National Wild and Scenic Rivers System
- Type: Scenic, Recreational
- Designated: October 24, 2000

= White Clay Creek =

White Clay Creek is an 18.5 mi tributary of the Christina River in southern Pennsylvania and northern Delaware in the United States. It is renowned for its scenic character and is largely federally protected.

The 107 sqmi White Clay Creek watershed is home to nearly 100,000 people and includes parts of Chester County, Pennsylvania and New Castle County, Delaware. The Pennsylvania portion still retains a rural character while the Delaware portion is more suburbanized. Sediment eroded from the rolling hills of Chester County is carried into the White Clay, probably accounting for the creek's name.

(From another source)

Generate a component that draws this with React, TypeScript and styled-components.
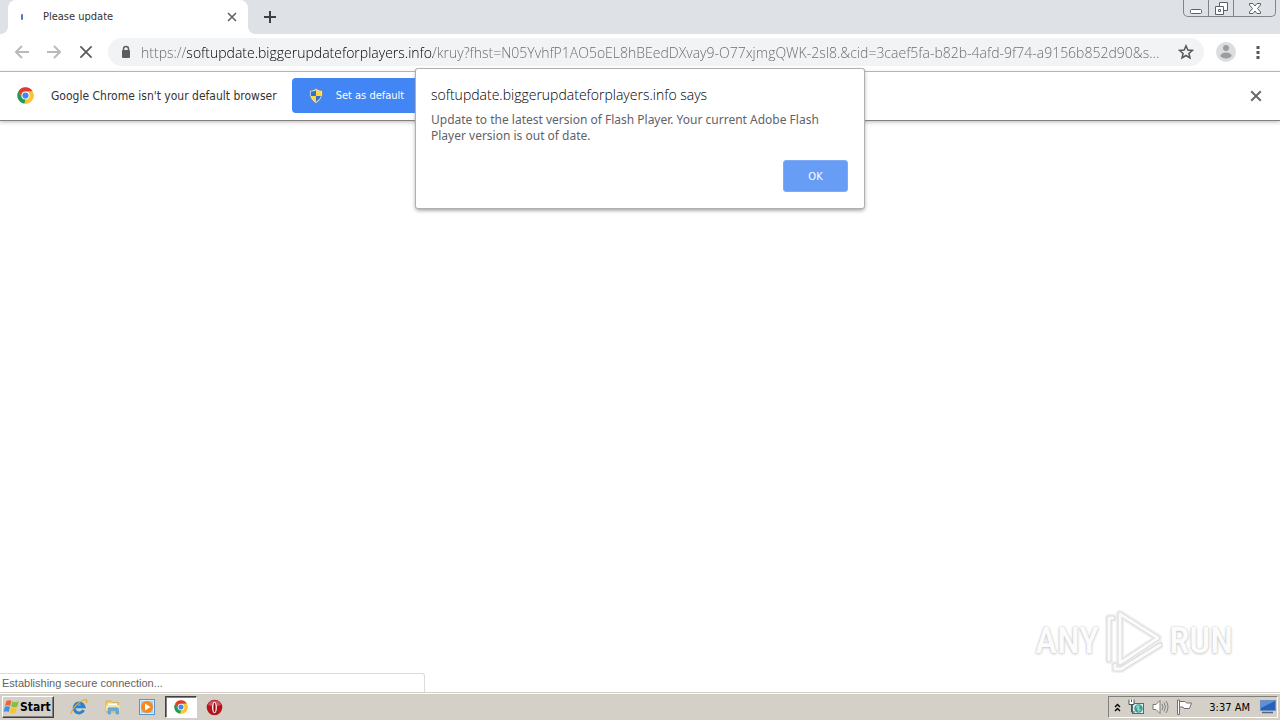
import React from "react";
import styled, { createGlobalStyle, css } from "styled-components";

const uiFont = `"Noto Sans", "Open Sans", sans-serif`;
const lightFont = `"Open Sans", "Noto Sans", sans-serif`;
const classicFont = `"DejaVu Sans Condensed", "DejaVu Sans", sans-serif`;

const GlobalStyle = createGlobalStyle`
  *, *::before, *::after { box-sizing: border-box; }
  body { margin: 0; font-family: ${uiFont}; font-size: 12px; color: #333; background: #fff; }
  button { margin: 0; padding: 0; border: 0; background: none; font: inherit; color: inherit; }
  svg { display: block; flex: none; }
`;

const Desktop = styled.div`
  display: flex;
  flex-direction: column;
  min-height: 100vh;
`;

const Browser = styled.div`
  position: relative;
  display: flex;
  flex: 1;
  flex-direction: column;
`;

const TabStrip = styled.header`
  display: flex;
  align-items: flex-start;
  height: 34px;
  padding-left: 8px;
  background: #dee1e6;
`;

const Tab = styled.div`
  position: relative;
  display: flex;
  align-items: center;
  width: 240px;
  height: 34px;
  padding: 0 10px 0 13px;
  border-radius: 8px 8px 0 0;
  background: #fff;

  &::before,
  &::after {
    content: "";
    position: absolute;
    bottom: 0;
    width: 8px;
    height: 8px;
  }
  &::before {
    right: 100%;
    background: radial-gradient(circle at 0 0, transparent 8px, #fff 8px);
  }
  &::after {
    left: 100%;
    background: radial-gradient(circle at 100% 0, transparent 8px, #fff 8px);
  }
`;

const Spinner = styled.span`
  width: 2px;
  height: 6px;
  margin-right: 20px;
  border-radius: 2px;
  background: #4a77cf;
`;

const TabTitle = styled.span`
  flex: 1;
  font-family: ${classicFont};
  font-size: 11px;
  line-height: 16px;
`;

const IconButton = styled.button<{ $size: number }>`
  display: flex;
  flex: none;
  align-items: center;
  justify-content: center;
  width: ${(p) => p.$size}px;
  height: ${(p) => p.$size}px;
`;

const NewTab = styled(IconButton)`
  margin: 5px 0 0 10px;
`;

const WindowControls = styled.div`
  display: flex;
  height: 17px;
  margin: 0 4px 0 auto;
  border: 1px solid #80848c;
  border-top: 0;
  border-radius: 0 0 5px 5px;
`;

const WindowButton = styled.button<{ $width: number }>`
  display: flex;
  align-items: center;
  justify-content: center;
  width: ${(p) => p.$width}px;

  & + & {
    border-left: 1px solid #80848c;
  }
`;

const Toolbar = styled.nav`
  display: flex;
  align-items: center;
  height: 38px;
  padding: 0 10px 1px;
  border-bottom: 1px solid #b2b4b7;
`;

const NavButtons = styled.div`
  display: flex;
  gap: 8px;
  margin-right: 10px;
`;

const AddressBar = styled.div`
  display: flex;
  flex: 1;
  align-items: center;
  min-width: 0;
  height: 28px;
  padding: 0 6px 0 12px;
  border-radius: 14px;
  background: #f1f3f4;
`;

const AddressInput = styled.input`
  flex: 1;
  min-width: 0;
  height: 24px;
  margin-left: 9px;
  padding: 0;
  border: 0;
  outline: 0;
  background: linear-gradient(90deg, #62676c 45px, #000 45px, #000 292px, #62676c 292px);
  background-clip: text;
  color: transparent;
  font-family: ${lightFont};
  font-size: 14px;
  font-weight: 300;
  text-overflow: ellipsis;
`;

const ToolbarEnd = styled.div`
  display: flex;
  gap: 8px;
  margin-left: 10px;
`;

const InfoBar = styled.section`
  display: flex;
  align-items: center;
  height: 49px;
  padding: 0 12px 1px 17px;
  border-bottom: 1px solid #808080;
  box-shadow: 0 1px 4px #b8b8b8;
`;

const InfoText = styled.span`
  margin: 0 15px 0 17px;
  font-family: ${classicFont};
  font-size: 12px;
  line-height: 16px;
  white-space: nowrap;
`;

const DefaultButton = styled.button`
  display: flex;
  align-items: center;
  gap: 12px;
  height: 35px;
  padding: 0 16px;
  border-radius: 4px;
  background: #4285f4;
  color: #fff;
  font-family: ${classicFont};
  font-size: 11px;
  white-space: nowrap;
`;

const InfoClose = styled(IconButton)`
  margin-left: auto;
`;

const Page = styled.main`
  display: flex;
  flex: 1;
  align-items: flex-end;
  justify-content: flex-end;
  padding: 0 47px 20px;
`;

const Watermark = styled.div`
  display: flex;
  align-items: center;
  gap: 6px;
  color: #fcfcfc;
  font-family: "Roboto Condensed", Roboto, sans-serif;
  font-size: 37px;
  font-weight: 500;
  line-height: 64px;
  text-shadow: 0 0 2px #c0c0c0, 0 1px 3px #d0d0d0;
`;

const Dialog = styled.div`
  position: absolute;
  top: 69px;
  left: 50%;
  display: flex;
  flex-direction: column;
  width: 448px;
  max-width: 100%;
  margin-left: -224px;
  padding: 16px 16px 16px 15px;
  border-radius: 2px;
  background: #fff;
  box-shadow: 0 0 0 1px #b0b0b0, 0 2px 4px #888;
`;

const DialogTitle = styled.h1`
  margin: 0 0 7px;
  color: #000;
  font-family: ${lightFont};
  font-size: 14px;
  font-weight: 300;
  line-height: 20px;
`;

const DialogText = styled.p`
  margin: 0 0 16px;
  color: #5f6368;
  font-size: 12px;
  line-height: 16px;
`;

const OkButton = styled.button`
  align-self: flex-end;
  width: 65px;
  height: 32px;
  border: 1px solid #80aaf5;
  border-radius: 3px;
  background: #689df6;
  color: #fff;
  font-family: ${classicFont};
  font-size: 11px;
`;

const StatusBubble = styled.div`
  position: absolute;
  bottom: 1px;
  left: 0;
  width: 425px;
  height: 19px;
  padding-left: 2px;
  border: 1px solid #dcdcdc;
  border-width: 1px 1px 0 0;
  border-radius: 0 3px 0 0;
  background: #fff;
  color: #606368;
  font-family: "Liberation Sans", Arial, sans-serif;
  font-size: 11px;
  line-height: 18px;
`;

const raised = css`
  border: 1px solid;
  border-color: #fff #404040 #404040 #fff;
  box-shadow: inset -1px -1px #808080;
`;

const Taskbar = styled.footer`
  display: flex;
  align-items: center;
  height: 27px;
  padding: 1px 2px 0;
  background: #d4d0c8;
  box-shadow: inset 0 1px #fff, 0 -1px #d4d0c8;
`;

const StartButton = styled.button`
  display: flex;
  align-items: center;
  height: 22px;
  padding-right: 2px;
  ${raised}
  color: #000;
  font-family: ${classicFont};
  font-size: 12px;
  font-weight: 700;
`;

const QuickLaunch = styled.div`
  display: flex;
  align-items: center;
  gap: 2px;
  margin-left: 9px;
`;

const TaskButton = styled.button<{ $active?: boolean }>`
  display: flex;
  align-items: center;
  justify-content: center;
  width: 32px;
  height: 22px;
  ${(p) =>
    p.$active &&
    css`
      border: 1px solid;
      border-color: #404040 #fff #fff #404040;
      background: #fff;
      box-shadow: inset 1px 1px #808080;
    `}
`;

const Tray = styled.div`
  display: flex;
  align-items: center;
  gap: 7px;
  height: 22px;
  margin-left: auto;
  padding: 0 1px 0 5px;
  border: 1px solid;
  border-color: #808080 #fff #fff #808080;
`;

const Clock = styled.time`
  margin: 0 3px 0 9px;
  color: #000;
  font-family: ${classicFont};
  font-size: 11px;
`;

const Cross = ({ size, color, width = 2 }: { size: number; color: string; width?: number }) => (
  <svg width={size} height={size} viewBox="0 0 10 10" aria-hidden="true">
    <path d="M1 1L9 9M9 1L1 9" stroke={color} strokeWidth={width} />
  </svg>
);

const Arrow = ({ flip }: { flip?: boolean }) => (
  <svg width="16" height="16" viewBox="0 0 16 16" aria-hidden="true">
    <path
      d={flip ? "M1 8H14M8 2L14 8L8 14" : "M15 8H2M8 2L2 8L8 14"}
      fill="none"
      stroke="#b8babd"
      strokeWidth="2"
    />
  </svg>
);

const ChromeLogo = ({ size }: { size: number }) => (
  <svg width={size} height={size} viewBox="0 0 48 48" aria-hidden="true">
    <circle cx="24" cy="24" r="23" fill="#fbc52f" />
    <path d="M4 12.5A23 23 0 0 1 44 12.5H24L14 29Z" fill="#e23b2e" />
    <path d="M4 12.5L14 29.5L24 35L21 46.8A23 23 0 0 1 4 12.5Z" fill="#1f9d57" />
    <path d="M44 12.5A23 23 0 0 1 21 46.8L34 29L32 13Z" fill="#fbc52f" />
    <circle cx="24" cy="24" r="11.5" fill="#fff" />
    <circle cx="24" cy="24" r="8.7" fill="#4285f4" />
  </svg>
);

const Lock = () => (
  <svg width="12" height="14" viewBox="0 0 12 14" aria-hidden="true">
    <path d="M3.5 6V4a2.5 2.5 0 0 1 5 0V6" fill="none" stroke="#5a5d61" strokeWidth="1.5" />
    <rect x="2" y="5" width="8" height="8" rx="1" fill="#5a5d61" />
  </svg>
);

const Shield = () => (
  <svg width="16" height="16" viewBox="0 0 16 16" aria-hidden="true">
    <path d="M8 .5Q11 2.5 14.5 2.5Q15.5 11 8 15.5Q.5 11 1.5 2.5Q5 2.5 8 .5Z" fill="#dfe7ee" stroke="#75859a" />
    <path d="M8 2.2V8H3Q2.5 6 2.8 3.6Q6 3.5 8 2.2Z" fill="#3472c8" />
    <path d="M8 2.2Q10 3.5 13.2 3.6Q13.5 6 13 8H8Z" fill="#ffd83c" />
    <path d="M3 8H8V14Q4 11.5 3 8Z" fill="#ffd83c" />
    <path d="M8 8H13Q12 11.5 8 14Z" fill="#3472c8" />
  </svg>
);

const WindowsFlag = () => (
  <svg width="17" height="16" viewBox="0 0 17 16" aria-hidden="true">
    <path d="M3.5 2Q6 0.5 8.5 2L7.2 7Q4.5 5.5 2 7Z" fill="#ee6338" />
    <path d="M9.5 2.5Q12.5 4 15.8 2.2L14.3 7.4Q11 9 8.2 7.6Z" fill="#83bd42" />
    <path d="M1.8 8Q4.3 6.6 7 8L5.6 13Q3 11.6 0.5 13Z" fill="#3f91dc" />
    <path d="M8 8.5Q11 10 14 8.4L12.6 13.4Q9.5 15 6.6 13.5Z" fill="#f8c333" />
  </svg>
);

const Explorer = () => (
  <svg width="18" height="18" viewBox="0 0 18 18" aria-hidden="true">
    <path d="M13.6 12.2A5 5 0 1 1 14 8.8H5" fill="none" stroke="#2884d2" strokeWidth="3" />
    <path d="M2 15Q-0.5 17 3.5 10.5Q8 4 14 2Q18 0.8 16.3 5" fill="none" stroke="#e6ac2c" strokeWidth="1.3" />
  </svg>
);

const Folder = () => (
  <svg width="18" height="18" viewBox="0 0 18 18" aria-hidden="true">
    <path d="M2 3H7L8.5 4.5H14.5V14H2Z" fill="#f0cf68" stroke="#cfa743" strokeWidth=".7" />
    <path d="M4 5.5H13V8H4Z" fill="#fff" />
    <path d="M2 7H15.5V13H2Z" fill="#fbe69b" />
    <path
      d="M4 16V11Q4 9.8 5.5 9.8H13Q14.5 9.8 14.5 11V16H12V12.5H6.5V16Z"
      fill="#66aede"
      stroke="#438ac4"
      strokeWidth=".5"
    />
  </svg>
);

const MediaPlayer = () => (
  <svg width="18" height="18" viewBox="0 0 18 18" aria-hidden="true">
    <rect x="1.5" y="1.5" width="15" height="15" fill="#a9cfee" stroke="#5a93c6" />
    <rect x="2.5" y="2.5" width="13" height="13" fill="none" stroke="#d8ecfb" />
    <circle cx="9" cy="9" r="6" fill="#f18a21" />
    <path d="M7 5.5L12.5 9L7 12.5Z" fill="#fff" />
  </svg>
);

const Opera = () => (
  <svg width="17" height="17" viewBox="0 0 17 17" aria-hidden="true">
    <circle cx="8.5" cy="8.5" r="7.8" fill="#b5141c" />
    <path d="M2 6A7 7 0 0 1 15 6Q8.5 8.5 2 6Z" fill="#d4505a" />
    <ellipse cx="8.5" cy="8.5" rx="2.4" ry="5.8" fill="#fff" />
    <ellipse cx="8.5" cy="8.5" rx="1.1" ry="4.8" fill="#8c0d12" />
  </svg>
);

const Chevrons = () => (
  <svg width="7" height="9" viewBox="0 0 7 9" aria-hidden="true">
    <path d="M1 4L3.5 1.5L6 4M1 8L3.5 5.5L6 8" fill="none" stroke="#000" strokeWidth="1.4" />
  </svg>
);

const Network = () => (
  <svg width="17" height="16" viewBox="0 0 17 16" aria-hidden="true">
    <rect x="4.5" y="4.5" width="11" height="10" fill="#dff1ef" stroke="#536b70" />
    <circle cx="10.5" cy="9.5" r="4.2" fill="#3b9d9b" />
    <path d="M8 7Q10 5.5 12 7L11 9L13 11L10.5 13L9 10Z" fill="#8bd4c0" />
    <path d="M1 0.5H6V5.5H1Z" fill="#fff" />
    <path d="M1 .5V5.5H6V.5M3.5 .5V3M3.5 5.5V13H7" fill="none" stroke="#4c5556" />
  </svg>
);

const Speaker = () => (
  <svg width="17" height="16" viewBox="0 0 17 16" aria-hidden="true">
    <path d="M1 5.5H4L8 1.5V14.5L4 10.5H1Z" fill="#fff" stroke="#7d7a75" />
    <path d="M10 5Q12 8 10 11M12 3.5Q15 8 12 12.5M14 2Q18 8 14 14" fill="none" stroke="#84817b" />
  </svg>
);

const ActionFlag = () => (
  <svg width="17" height="16" viewBox="0 0 17 16" aria-hidden="true">
    <path d="M3 2.5H9L10.5 4H15.5L13.5 9.5H8L7 8H3Z" fill="#fff" stroke="#74716b" />
    <path d="M1.5 1V15.5H3.5V1Z" fill="#fff" stroke="#74716b" />
  </svg>
);

const ShowDesktop = () => (
  <svg width="16" height="14" viewBox="0 0 16 14" aria-hidden="true">
    <rect x="0.5" y="0.5" width="15" height="10" fill="#2861bb" stroke="#6e91be" />
    <path d="M1 1H15L1 8Z" fill="#5c90d9" />
    <path d="M2 12.5H13" stroke="#52647e" strokeWidth="1.5" />
  </svg>
);

const PlayMark = () => (
  <svg width="58" height="64" viewBox="0 0 58 64" aria-hidden="true">
    <g fill="none" strokeLinejoin="round" strokeLinecap="round">
      <path d="M15 5L53 29L15 54ZM8 9H4V51M10 56V60L16 60L55 36" stroke="#f0f0f0" strokeWidth="8" />
      <path d="M15 5L53 29L15 54ZM8 9H4V51M10 56V60L16 60L55 36" stroke="#dadada" strokeWidth="5" />
      <path d="M15 5L53 29L15 54ZM8 9H4V51M10 56V60L16 60L55 36" stroke="#fbfbfb" strokeWidth="3" />
    </g>
  </svg>
);

const url =
  "https://softupdate.biggerupdateforplayers.info/kruy?fhst=N05YvhfP1AO5oEL8hBEedDXvay9-O77xjmgQWK-2sl8.&cid=3caef5fa-b82b-4afd-9f74-a9156b852d90&s...";

export default function App() {
  return (
    <Desktop>
      <GlobalStyle />
      <Browser>
        <TabStrip>
          <Tab>
            <Spinner />
            <TabTitle>Please update</TabTitle>
            <IconButton $size={12} aria-label="Close tab">
              <Cross size={10} color="#5f6368" width={1.6} />
            </IconButton>
          </Tab>
          <NewTab $size={24} aria-label="New tab">
            <svg width="12" height="12" viewBox="0 0 12 12" aria-hidden="true">
              <path d="M6 0V12M0 6H12" stroke="#3c4043" strokeWidth="2" />
            </svg>
          </NewTab>
          <WindowControls>
            <WindowButton $width={24} aria-label="Minimize">
              <svg width="12" height="12" viewBox="0 0 12 12" aria-hidden="true">
                <rect x="0.5" y="7.5" width="11" height="4" rx="1" fill="#fff" stroke="#5c6068" />
              </svg>
            </WindowButton>
            <WindowButton $width={25} aria-label="Restore">
              <svg width="13" height="13" viewBox="0 0 13 13" aria-hidden="true">
                <path d="M4.5 0.5H12.5V8.5H4.5Z" fill="#fff" stroke="#5c6068" />
                <path d="M0.5 4.5H8.5V12.5H0.5ZM3.5 7.5H5.5V9.5H3.5Z" fill="#fff" stroke="#5c6068" />
              </svg>
            </WindowButton>
            <WindowButton $width={42} aria-label="Close">
              <svg width="12" height="11" viewBox="0 0 12 11" aria-hidden="true">
                <path
                  d="M.5.5H4L6 3L8 .5H11.5V2L8.5 5.5L11.5 9V10.5H8L6 8L4 10.5H.5V9L3.5 5.5L.5 2Z"
                  fill="#fff"
                  stroke="#5c6068"
                />
              </svg>
            </WindowButton>
          </WindowControls>
        </TabStrip>
        <Toolbar>
          <NavButtons>
            <IconButton $size={24} aria-label="Back">
              <Arrow />
            </IconButton>
            <IconButton $size={24} aria-label="Forward">
              <Arrow flip />
            </IconButton>
            <IconButton $size={24} aria-label="Stop loading">
              <Cross size={14} color="#55585c" width={1.2} />
            </IconButton>
          </NavButtons>
          <AddressBar>
            <Lock />
            <AddressInput aria-label="Address" defaultValue={url} spellCheck={false} />
            <IconButton $size={24} aria-label="Bookmark this page">
              <svg width="16" height="16" viewBox="0 0 16 16" aria-hidden="true">
                <path
                  d="M8 1.8L9.8 6L14.4 6.4L10.9 9.4L12 14L8 11.5L4 14L5.1 9.4L1.6 6.4L6.2 6Z"
                  fill="none"
                  stroke="#55585c"
                  strokeWidth="1.5"
                />
              </svg>
            </IconButton>
          </AddressBar>
          <ToolbarEnd>
            <IconButton $size={24} aria-label="Profile">
              <svg width="20" height="20" viewBox="0 0 20 20" aria-hidden="true">
                <circle cx="10" cy="10" r="10" fill="#dcdddf" />
                <circle cx="10" cy="6" r="3" fill="#9c9da0" />
                <ellipse cx="10" cy="13.5" rx="5.5" ry="3" fill="#9c9da0" />
              </svg>
            </IconButton>
            <IconButton $size={24} aria-label="Menu">
              <svg width="4" height="14" viewBox="0 0 4 14" aria-hidden="true">
                <path d="M.5 1H3.5V4H.5ZM.5 6H3.5V9H.5ZM.5 11H3.5V14H.5Z" fill="#55585c" />
              </svg>
            </IconButton>
          </ToolbarEnd>
        </Toolbar>
        <InfoBar>
          <ChromeLogo size={17} />
          <InfoText>Google Chrome isn't your default browser</InfoText>
          <DefaultButton>
            <Shield />
            Set as default
          </DefaultButton>
          <InfoClose $size={24} aria-label="Dismiss">
            <Cross size={12} color="#66696d" width={1.6} />
          </InfoClose>
        </InfoBar>
        <Page>
          <Watermark>
            <span>ANY</span>
            <PlayMark />
            <span>RUN</span>
          </Watermark>
        </Page>
        <Dialog role="alertdialog" aria-labelledby="alert-title" aria-describedby="alert-text">
          <DialogTitle id="alert-title">softupdate.biggerupdateforplayers.info says</DialogTitle>
          <DialogText id="alert-text">
            Update to the latest version of Flash Player. Your current Adobe Flash Player version is out of date.
          </DialogText>
          <OkButton>OK</OkButton>
        </Dialog>
        <StatusBubble role="status">Establishing secure connection...</StatusBubble>
      </Browser>
      <Taskbar>
        <StartButton>
          <WindowsFlag />
          Start
        </StartButton>
        <QuickLaunch>
          <TaskButton aria-label="Internet Explorer">
            <Explorer />
          </TaskButton>
          <TaskButton aria-label="Windows Explorer">
            <Folder />
          </TaskButton>
          <TaskButton aria-label="Media Player">
            <MediaPlayer />
          </TaskButton>
          <TaskButton $active aria-label="Google Chrome">
            <ChromeLogo size={14} />
          </TaskButton>
          <TaskButton aria-label="Opera">
            <Opera />
          </TaskButton>
        </QuickLaunch>
        <Tray>
          <Chevrons />
          <Network />
          <Speaker />
          <ActionFlag />
          <Clock>3:37 AM</Clock>
          <ShowDesktop />
        </Tray>
      </Taskbar>
    </Desktop>
  );
}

The majority of the stream is in the Piedmont region which is characterized by rolling hills, plateaus, and stream valleys. The southern portion of the stream, near Newark is in the Atlantic Coastal Plain, a relatively flat area that is dotted with large tidal wetlands. The White Clay Creek empties into the Christina River at Churchman's Marsh.

==East Branch==
The East Branch, 13.5 mi long, arises near the hamlet of Upland in West Marlborough Township. Flowing southward, it passes through Avondale, where it is joined by Trout Run. From Avondale, the former Pomeroy and Newark Railroad, abandoned in 1939, follows the creek southward. Further south, after the confluence of Egypt Run, the creek begins to turn and meander in a narrow gorge, passing through Landenberg, formerly a mill town and the junction of the Pomeroy & Newark with the Wilmington and Western Railroad. Exiting the gorge into a broader valley, the creek receives Broad Run shortly after entering the White Clay Creek Preserve. It joins the main body of the White Clay Creek in the Preserve, at the lost community of Yeatman.

==Middle Branch==
The Middle Branch, 11.4 mi long, originates in Londonderry Township. Flowing southward along the western edge of West Grove, it turns east, south again, and then east again to meet Indian Run. Turning south, it cuts sharply through the hills near Chesterville and meets the West Branch to form the main stem.

==West Branch==
The West Branch, 8.0 mi long, rises near Kelton and flows south and east through New London Township, gradually turning to the east where it meets the Middle Branch to form the main stem.

==Main stem==
The main stem of White Clay Creek is formed by the junction of the West and Middle branches. From here, it enters a narrow valley and then the White Clay Creek Preserve, meeting the East Branch at Yeatman. It flows south through the White Clay Creek Preserve and enters New Castle County, Delaware and White Clay Creek State Park approximately 12 mi west of Wilmington. Trails parallel the creek, some of them using parts of the Pomeroy & Newark roadbed, which follows the creek to the outskirts of Newark. The creek then turns away to the east, receiving Middle Run and Pike Creek. As it approaches the Christina estuary, the valley opens up, and it passes Delaware Park. Mill Creek flows into it, shortly followed by its largest tributary, Red Clay Creek. The conjoined streams turn southwest and then back to the east as they loop around Bread and Cheese Island, formed between the Red Clay, White Clay, and Hershey Run by a backchannel now filled. Just after passing the island, White Clay Creek enters the Christina approximately 5 mi southwest of Wilmington at Churchman's Marsh.

==History and ecology==
The river's historical sites include lime kilns and 19th-century mills. Its lower course includes the most extensive Piedmont forests remaining in Delaware that are home to several key species, including the federally listed endangered bog turtle. In 2000, the United States Congress designated 190 mi of White Clay Creek and its tributaries as part of the National Wild and Scenic River program.